▸ **Supplied records**:
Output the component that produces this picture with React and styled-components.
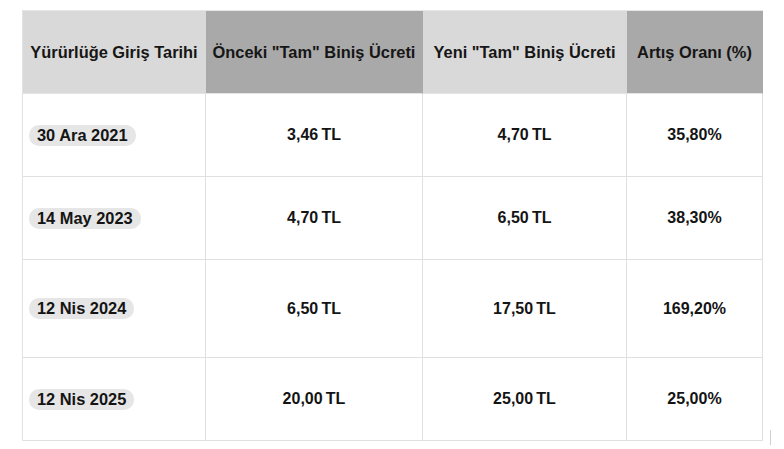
import React from "react";
import styled, { createGlobalStyle } from "styled-components";

const Global = createGlobalStyle`
  html, body { margin: 0; padding: 0; background: #ffffff; }
  body { font-family: "Liberation Sans", Arial, sans-serif; color: #141414; }
`;

const Page = styled.div`
  position: relative;
  width: 784px;
  height: 449px;
  padding: 10px 0 0 22px;
  box-sizing: border-box;
`;

const Grid = styled.div`
  display: grid;
  grid-template-columns: 183px 217px 204px 136px;
  grid-template-rows: 83px 83px 83px 98px 83px;
  width: 741px;
  border-left: 1px solid #e2e2e2;
  border-top: 1px solid #e6e6e6;
  box-sizing: border-box;
`;

const Cell = styled.div`
  display: flex;
  align-items: center;
  justify-content: ${(p) => (p.$left ? "flex-start" : "center")};
  padding: ${(p) => (p.$left ? "0 0 0 6px" : "0")};
  box-sizing: border-box;
  border-right: 1px solid #e0e0e0;
  border-bottom: 1px solid #e0e0e0;
  font-size: 16px;
  font-weight: 700;
  white-space: nowrap;
  background: #ffffff;
`;

const HeadCell = styled(Cell)`
  font-size: 16.4px;
  background: ${(p) => (p.$dark ? "#a9a9a9" : "#d9d9d9")};
  border-right-color: ${(p) => (p.$dark ? "#a9a9a9" : "#d9d9d9")};
  border-bottom-color: #e4e4e4;
  color: #161616;
`;

const Pill = styled.span`
  display: inline-block;
  background: #e6e6e6;
  border-radius: 10px;
  padding: 1px 8px;
  font-size: 16.4px;
  line-height: 19px;
`;

const Mark = styled.div`
  position: absolute;
  left: 770px;
  top: 430px;
  width: 1px;
  height: 15px;
  background: #d0d0d0;
`;

const headers = [
  { t: "Yürürlüğe Giriş Tarihi", dark: false },
  { t: 'Önceki "Tam" Biniş Ücreti', dark: true },
  { t: 'Yeni "Tam" Biniş Ücreti', dark: false },
  { t: "Artış Oranı (%)", dark: true },
];

const T = "\u2009TL";

const rows = [
  ["30 Ara 2021", "3,46" + T, "4,70" + T, "35,80%"],
  ["14 May 2023", "4,70" + T, "6,50" + T, "38,30%"],
  ["12 Nis 2024", "6,50" + T, "17,50" + T, "169,20%"],
  ["12 Nis 2025", "20,00" + T, "25,00" + T, "25,00%"],
];

export default function App() {
  return (
    <>
      <Global />
      <Page>
        <Grid>
          {headers.map((h) => (
            <HeadCell key={h.t} $dark={h.dark}>
              {h.t}
            </HeadCell>
          ))}
          {rows.map((r) => (
            <React.Fragment key={r[0]}>
              <Cell $left>
                <Pill>{r[0]}</Pill>
              </Cell>
              <Cell>{r[1]}</Cell>
              <Cell>{r[2]}</Cell>
              <Cell>{r[3]}</Cell>
            </React.Fragment>
          ))}
        </Grid>
        <Mark />
      </Page>
    </>
  );
}
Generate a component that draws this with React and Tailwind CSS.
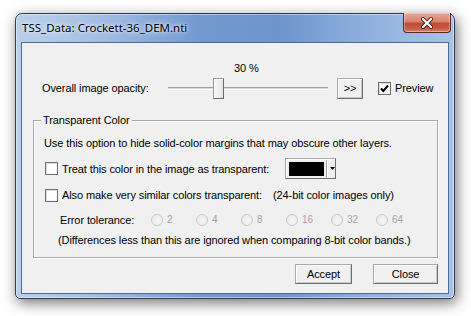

▸ **What needs to be done**: Every entry must be transcribed exactly. Pictures do not belong in the copy.

▸ **Final answer**:
Output the component that produces this picture with React and styled-components.
import React from "react";
import styled, { createGlobalStyle } from "styled-components";

const Global = createGlobalStyle`
  html, body { margin: 0; padding: 0; background: #ffffff; }
  body { font-family: "Liberation Sans", Arial, sans-serif; color: #141414; }
`;

const Page = styled.div`
  position: relative;
  width: 784px;
  height: 449px;
  padding: 10px 0 0 22px;
  box-sizing: border-box;
`;

const Grid = styled.div`
  display: grid;
  grid-template-columns: 183px 217px 204px 136px;
  grid-template-rows: 83px 83px 83px 98px 83px;
  width: 741px;
  border-left: 1px solid #e2e2e2;
  border-top: 1px solid #e6e6e6;
  box-sizing: border-box;
`;

const Cell = styled.div`
  display: flex;
  align-items: center;
  justify-content: ${(p) => (p.$left ? "flex-start" : "center")};
  padding: ${(p) => (p.$left ? "0 0 0 6px" : "0")};
  box-sizing: border-box;
  border-right: 1px solid #e0e0e0;
  border-bottom: 1px solid #e0e0e0;
  font-size: 16px;
  font-weight: 700;
  white-space: nowrap;
  background: #ffffff;
`;

const HeadCell = styled(Cell)`
  font-size: 16.4px;
  background: ${(p) => (p.$dark ? "#a9a9a9" : "#d9d9d9")};
  border-right-color: ${(p) => (p.$dark ? "#a9a9a9" : "#d9d9d9")};
  border-bottom-color: #e4e4e4;
  color: #161616;
`;

const Pill = styled.span`
  display: inline-block;
  background: #e6e6e6;
  border-radius: 10px;
  padding: 1px 8px;
  font-size: 16.4px;
  line-height: 19px;
`;

const Mark = styled.div`
  position: absolute;
  left: 770px;
  top: 430px;
  width: 1px;
  height: 15px;
  background: #d0d0d0;
`;

const headers = [
  { t: "Yürürlüğe Giriş Tarihi", dark: false },
  { t: 'Önceki "Tam" Biniş Ücreti', dark: true },
  { t: 'Yeni "Tam" Biniş Ücreti', dark: false },
  { t: "Artış Oranı (%)", dark: true },
];

const T = "\u2009TL";

const rows = [
  ["30 Ara 2021", "3,46" + T, "4,70" + T, "35,80%"],
  ["14 May 2023", "4,70" + T, "6,50" + T, "38,30%"],
  ["12 Nis 2024", "6,50" + T, "17,50" + T, "169,20%"],
  ["12 Nis 2025", "20,00" + T, "25,00" + T, "25,00%"],
];

export default function App() {
  return (
    <>
      <Global />
      <Page>
        <Grid>
          {headers.map((h) => (
            <HeadCell key={h.t} $dark={h.dark}>
              {h.t}
            </HeadCell>
          ))}
          {rows.map((r) => (
            <React.Fragment key={r[0]}>
              <Cell $left>
                <Pill>{r[0]}</Pill>
              </Cell>
              <Cell>{r[1]}</Cell>
              <Cell>{r[2]}</Cell>
              <Cell>{r[3]}</Cell>
            </React.Fragment>
          ))}
        </Grid>
        <Mark />
      </Page>
    </>
  );
}
Generate a component that draws this with React and Tailwind CSS.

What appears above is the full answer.